A Tattoo That Can't Be Removed - Chapter 14
Later, the hospital enforced a strict no-noise policy, and Wei Yan was asked to leave. After that, Dad didn’t make it through the emergency; when he was wheeled out, his face was covered with a white cloth.
The words in front of me blurred to the point of being unreadable, and it took me a long time to realize that it was my hand trembling as I held the critical condition notice.
Yes, I had indeed thought about the possibility of Dad leaving me during those days he spent in the ICU. I couldn’t stop thinking about it, yet when some things happen, people tend to stubbornly refuse to believe.
I listened numbly to the doctor’s instructions, who asked if I had any family members who could be present. I shook my head. They then asked if I wanted to see the body one last time. I gazed at the white cloth and shook my head again.
I feared that if I saw his face again, I would be reminded of him, of that morning when I sent him off, the dew of dawn still lingering between his brows, walking ahead of me, as always, breaking through the mist of the small town.
I knew it was Wei Yan who secretly helped me with the funeral arrangements.
There were quite a few mourners, and I was busy attending to them, rushing through the day.
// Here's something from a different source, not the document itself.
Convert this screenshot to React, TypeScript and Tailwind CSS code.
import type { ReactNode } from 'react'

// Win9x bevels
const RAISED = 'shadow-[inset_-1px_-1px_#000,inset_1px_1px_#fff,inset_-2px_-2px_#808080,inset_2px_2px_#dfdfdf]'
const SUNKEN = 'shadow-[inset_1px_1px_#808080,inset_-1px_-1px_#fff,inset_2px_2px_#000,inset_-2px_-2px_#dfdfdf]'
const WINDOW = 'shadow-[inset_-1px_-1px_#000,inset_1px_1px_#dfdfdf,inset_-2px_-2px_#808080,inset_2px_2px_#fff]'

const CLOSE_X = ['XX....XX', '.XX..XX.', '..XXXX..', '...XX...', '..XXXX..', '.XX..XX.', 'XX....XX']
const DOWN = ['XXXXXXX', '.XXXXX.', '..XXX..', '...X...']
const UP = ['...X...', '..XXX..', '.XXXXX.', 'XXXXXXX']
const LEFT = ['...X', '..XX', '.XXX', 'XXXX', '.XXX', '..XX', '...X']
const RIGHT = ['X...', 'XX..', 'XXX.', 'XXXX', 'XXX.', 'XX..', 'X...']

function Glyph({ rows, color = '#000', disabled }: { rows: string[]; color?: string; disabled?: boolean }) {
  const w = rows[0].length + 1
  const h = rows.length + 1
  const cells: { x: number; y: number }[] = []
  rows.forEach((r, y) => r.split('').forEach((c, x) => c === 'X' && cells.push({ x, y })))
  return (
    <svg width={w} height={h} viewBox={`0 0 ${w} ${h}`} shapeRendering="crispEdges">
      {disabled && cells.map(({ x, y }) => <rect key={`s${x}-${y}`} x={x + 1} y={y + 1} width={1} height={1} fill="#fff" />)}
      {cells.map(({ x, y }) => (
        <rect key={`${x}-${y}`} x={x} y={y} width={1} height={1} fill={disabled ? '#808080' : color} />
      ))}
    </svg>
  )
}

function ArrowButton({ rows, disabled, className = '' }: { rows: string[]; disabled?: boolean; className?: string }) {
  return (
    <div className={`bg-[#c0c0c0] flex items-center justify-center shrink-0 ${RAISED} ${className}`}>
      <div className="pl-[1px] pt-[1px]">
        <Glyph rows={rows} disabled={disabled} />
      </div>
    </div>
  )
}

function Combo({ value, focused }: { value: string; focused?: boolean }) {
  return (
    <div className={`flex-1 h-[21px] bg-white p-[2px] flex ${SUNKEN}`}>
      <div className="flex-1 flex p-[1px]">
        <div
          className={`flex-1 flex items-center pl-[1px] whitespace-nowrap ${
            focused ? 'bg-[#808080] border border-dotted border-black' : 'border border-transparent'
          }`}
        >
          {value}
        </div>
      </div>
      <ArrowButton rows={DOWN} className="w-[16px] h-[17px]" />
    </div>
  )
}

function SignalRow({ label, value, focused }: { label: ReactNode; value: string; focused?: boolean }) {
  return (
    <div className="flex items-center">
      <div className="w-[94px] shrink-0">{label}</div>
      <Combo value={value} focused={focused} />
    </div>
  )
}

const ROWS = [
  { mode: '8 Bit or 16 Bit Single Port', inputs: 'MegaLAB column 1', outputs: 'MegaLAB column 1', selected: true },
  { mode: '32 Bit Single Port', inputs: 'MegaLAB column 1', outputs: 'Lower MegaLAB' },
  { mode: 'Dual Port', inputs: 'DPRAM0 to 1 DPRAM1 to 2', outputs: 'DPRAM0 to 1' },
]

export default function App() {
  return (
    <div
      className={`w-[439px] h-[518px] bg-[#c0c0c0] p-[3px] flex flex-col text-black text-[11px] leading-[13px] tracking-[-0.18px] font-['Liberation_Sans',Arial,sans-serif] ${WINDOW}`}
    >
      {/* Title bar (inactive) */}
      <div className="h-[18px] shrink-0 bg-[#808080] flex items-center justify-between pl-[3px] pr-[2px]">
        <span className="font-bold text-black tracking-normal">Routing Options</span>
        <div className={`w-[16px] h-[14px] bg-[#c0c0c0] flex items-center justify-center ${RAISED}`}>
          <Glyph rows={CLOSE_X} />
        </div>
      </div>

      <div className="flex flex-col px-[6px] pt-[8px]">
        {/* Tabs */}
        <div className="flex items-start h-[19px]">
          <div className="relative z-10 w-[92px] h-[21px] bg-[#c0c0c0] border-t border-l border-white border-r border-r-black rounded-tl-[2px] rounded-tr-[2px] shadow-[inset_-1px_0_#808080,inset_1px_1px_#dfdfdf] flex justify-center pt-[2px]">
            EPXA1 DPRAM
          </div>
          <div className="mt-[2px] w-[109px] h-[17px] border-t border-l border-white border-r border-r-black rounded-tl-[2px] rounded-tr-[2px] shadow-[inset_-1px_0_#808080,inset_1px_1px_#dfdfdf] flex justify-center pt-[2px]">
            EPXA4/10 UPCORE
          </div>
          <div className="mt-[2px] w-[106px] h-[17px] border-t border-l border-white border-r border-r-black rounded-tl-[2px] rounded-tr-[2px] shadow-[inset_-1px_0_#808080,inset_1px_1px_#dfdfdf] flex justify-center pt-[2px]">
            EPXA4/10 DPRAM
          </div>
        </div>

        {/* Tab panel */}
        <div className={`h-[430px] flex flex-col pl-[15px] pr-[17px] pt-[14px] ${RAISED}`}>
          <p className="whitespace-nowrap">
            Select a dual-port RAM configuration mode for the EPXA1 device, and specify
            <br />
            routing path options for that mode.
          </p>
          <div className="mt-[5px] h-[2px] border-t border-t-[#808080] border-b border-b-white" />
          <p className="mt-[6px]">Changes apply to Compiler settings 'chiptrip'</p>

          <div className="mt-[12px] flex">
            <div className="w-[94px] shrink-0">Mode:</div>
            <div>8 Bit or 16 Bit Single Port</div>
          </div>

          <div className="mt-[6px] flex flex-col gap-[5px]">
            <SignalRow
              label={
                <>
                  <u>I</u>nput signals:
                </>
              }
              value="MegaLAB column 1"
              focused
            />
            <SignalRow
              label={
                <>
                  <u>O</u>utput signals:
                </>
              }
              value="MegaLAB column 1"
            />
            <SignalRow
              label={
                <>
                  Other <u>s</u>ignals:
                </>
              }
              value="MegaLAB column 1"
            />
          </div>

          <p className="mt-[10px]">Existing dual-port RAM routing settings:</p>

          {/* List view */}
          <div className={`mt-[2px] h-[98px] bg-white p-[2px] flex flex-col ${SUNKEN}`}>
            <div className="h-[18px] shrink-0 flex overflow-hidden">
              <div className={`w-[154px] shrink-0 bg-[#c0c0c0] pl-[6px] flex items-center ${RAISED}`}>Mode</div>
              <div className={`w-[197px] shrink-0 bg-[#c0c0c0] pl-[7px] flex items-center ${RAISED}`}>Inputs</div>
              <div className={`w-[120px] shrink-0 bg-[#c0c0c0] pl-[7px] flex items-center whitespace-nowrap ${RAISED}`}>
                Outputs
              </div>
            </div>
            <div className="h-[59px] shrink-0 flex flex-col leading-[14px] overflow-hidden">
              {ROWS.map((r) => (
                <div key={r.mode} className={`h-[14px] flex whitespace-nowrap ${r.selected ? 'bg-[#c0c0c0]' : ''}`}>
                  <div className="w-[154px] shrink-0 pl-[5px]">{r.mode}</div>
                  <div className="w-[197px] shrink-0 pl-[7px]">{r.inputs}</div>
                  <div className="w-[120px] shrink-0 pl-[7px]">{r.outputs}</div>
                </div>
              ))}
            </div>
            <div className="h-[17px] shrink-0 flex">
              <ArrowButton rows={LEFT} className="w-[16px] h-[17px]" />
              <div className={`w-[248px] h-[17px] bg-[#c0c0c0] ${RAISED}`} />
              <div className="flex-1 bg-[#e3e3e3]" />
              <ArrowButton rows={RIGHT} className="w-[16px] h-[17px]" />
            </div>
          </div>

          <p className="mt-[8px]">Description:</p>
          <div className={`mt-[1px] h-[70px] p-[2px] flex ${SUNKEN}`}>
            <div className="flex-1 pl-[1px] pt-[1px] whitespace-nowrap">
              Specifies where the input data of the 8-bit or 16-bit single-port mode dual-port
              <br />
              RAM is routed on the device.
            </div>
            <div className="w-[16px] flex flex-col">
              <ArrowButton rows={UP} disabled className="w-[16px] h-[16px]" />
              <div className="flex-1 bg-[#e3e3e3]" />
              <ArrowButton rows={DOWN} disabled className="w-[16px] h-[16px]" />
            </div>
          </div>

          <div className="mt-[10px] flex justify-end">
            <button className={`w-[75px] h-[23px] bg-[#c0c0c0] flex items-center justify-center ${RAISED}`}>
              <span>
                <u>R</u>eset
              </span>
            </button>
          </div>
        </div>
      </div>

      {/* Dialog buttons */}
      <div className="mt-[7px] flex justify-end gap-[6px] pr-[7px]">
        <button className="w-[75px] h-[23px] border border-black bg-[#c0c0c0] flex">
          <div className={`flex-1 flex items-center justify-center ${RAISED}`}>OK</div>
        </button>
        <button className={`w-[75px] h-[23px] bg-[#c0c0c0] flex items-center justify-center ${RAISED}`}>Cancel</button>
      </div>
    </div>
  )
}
But at night, everything seemed to remind me of him.
I remembered the kite he helped me fly when I was little, the Taiyi Pig made from small paper strips, soaring far, far away.
He always lived simply; if it weren’t for my return, he wouldn’t have bothered with lavish meals. That day, he said the fish was the last one left by the fish vendor, and he hurried to buy it because I had come back.
On the fourth day after Dad’s passing, Wei Yan came too.
I didn’t know how to look at him. It felt like events from just a few months ago had torn us apart. Wei Yan, dressed in a black trench coat, bowed his head as he entered the memorial hall, and we just silently stared at each other.
“My condolences.”
His voice always managed to stir the deepest emotions within me.
“Go away.”
The sunset dipped into the gray edges of the city, and I lowered my head to avoid looking at him. The town was silent, and most of the mourners had visited. He stood before me, his shadow enveloping me.
“If you want to cry, just cry.”
His words, always soft and low, seemed to deliberately provoke emotions, tugging at my heart.
These past few days, I’ve been muddling through, thinking I was calm, believing I could accept losing someone. But because of his words, all my efforts crumbled.
Dad’s portrait was his favorite photo.
He had bragged about it to me over the phone, telling me to visit that photo studio next time.
But at some point, the color turned to black and white, and that phone call would never come again.
I never imagined I would cry so hysterically.
Wei Yan sat beside me, listening to my sobs. As I cried, I thought of him and directed my anger at him.
“You’re no good either!”
I turned to glare at him, only to be pulled into his arms.
I struggled, but his hand held my waist firmly, his chin resting on top of my head.
“Yeah.”
“Let go of me, let go of me, Wei Yan!!”
He didn’t move, continuing to hold me tightly in his embrace.
I wiped all my tears on his trench coat, and he didn’t mind. After a long while, he looked down at me.
He seemed to catch the anger in my eyes and paused for a moment.
“If I had caught up with you that day, would you not hate me so much?”
I didn’t answer him. The wind blew, rustling the fallen leaves.
He let go of me and reached out to tidy my hair.
That day, the sunset just dipped into the shimmering lake in the distance.
His eyes were filled with panic and helplessness as he grasped my shoulders.
“Do you really not want me anymore?”
In the fading light of the distant sky, it took me a long time to find my voice.
“You were the one who didn’t want me first, Wei Yan.”